Big one for me was out of the box support for showing current kubernetes context. Very helpful if you work in multiple kubernetes clusters and in particular if you move around namespaces helping others.

Doable with configuration and either lots of work or plugins in other shells but the combo of fish + starship.rs offers a lot for little setup.

mdwalters|2 years ago

Not OP, but I use Starship with fish and bash, it shows me my git repo's status without having to run `git status`, which is very useful for me.

theshrike79|2 years ago

The use case for me is a prompt that Just Works. No need to hack $PS1 or anything else, I just install it and everything works.

There are some optional bits for more niche things (like laptop battery) you can enable with a config file, but it’s not necessary.

beebmam|2 years ago

Does it have support for reverse search yet? Not interested in auto complete.

bin_bash|2 years ago

you just push ctrl-r just like in zsh

boxed|2 years ago

type something, press arrow up

raverbashing|2 years ago

Did you have to convert your scripts to fish? Or is there an automated way?

bin_bash|2 years ago

Nobody (I know) that uses fish actually writes scripts in fish. Everyone writes scripts in bash for portability.

theshrike79|2 years ago

I’ve used fish for a half decade too, I still write my scripts in bash like everyone else. I want them to be standard and portable.

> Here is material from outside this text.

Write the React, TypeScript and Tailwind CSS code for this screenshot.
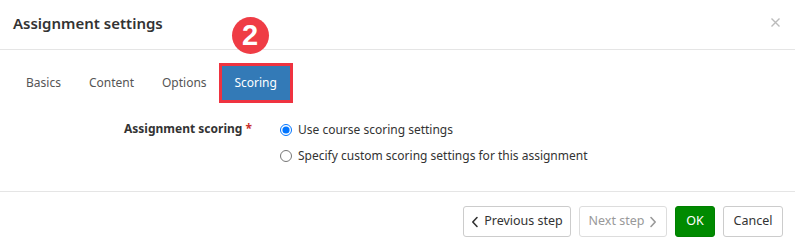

Longer scripts get the Python treatment or a Go application.

rgoulter|2 years ago

While there is a tool called `babelfish` that will automatically convert bash to fish, in practice it's rarely needed.

You can run bash scripts from fish.

For sourcing, often it makes sense to use direnv to automatically load variables. -- For "just source this one time", in the worst case you can run a bash shell, source that, then run a fish shell.